A normal bulk thermos order takes 30-45 days for mass production after deposit, final artwork, and sample approval. Add 5-10 days for pre-production sampling if you need a physical decorated sample. Ocean freight to America often takes 25-40 days port-to-port, and door delivery can add another 7-14 days depending on customs, rail, and warehouse appointment timing. If your retail launch date is fixed, work backward at least 90 days. Air freight is possible for urgent promotional thermos orders, but stainless products are heavy, so cost can be painful.
Is 304 stainless steel required for a customized thermos?

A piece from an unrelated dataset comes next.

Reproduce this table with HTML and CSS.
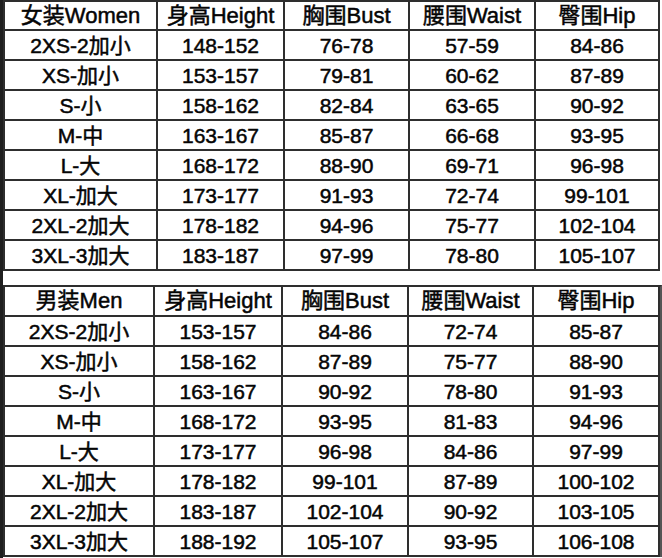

For the inner wall, 304 stainless steel is the practical baseline for America because it contacts the drink and is widely accepted for food-grade applications. The outer wall can be 201 or 304 depending on price point and positioning. A premium outdoor customized thermos usually uses 304 inner and 304 outer, while a cost-sensitive promotional product may use 304 inner and 201 outer. Ask for material test reports and keep the construction written in the purchase order. Do not accept vague wording like “stainless steel” without grade.
Which logo method is best for outdoor retail thermos products?
Laser engraving is the safest choice for long-term outdoor use because it does not peel and handles abrasion well. It works best for single-color metal-reveal branding on powder-coated bottles. Silkscreen is cheaper for larger one-color logos but should be tested for adhesion and curvature distortion. UV print supports full-color artwork, but it needs surface compatibility testing. For a retail thermos custom program, approve a decorated physical sample, then run tape adhesion and rub tests before mass production. Logo method should match the product’s expected abuse, not just the artwork file.
What should I inspect before paying the shipment balance?
Use final random inspection before paying the 70% balance. Check appearance, dents, coating scratches, logo position, barcode scan, carton marks, capacity, lid fit, silicone odor, leakage, and thermal retention sampling. AQL 2.5 for major defects and AQL 4.0 for minor defects is a common starting point. For America retail or distributor thermos orders, add carton drop testing and master carton weight checks. If the order uses mixed colors or FNSKU labels, verify assortment and scan accuracy. Most expensive problems are easier to fix in Zhejiang than after arrival at your U.S. warehouse.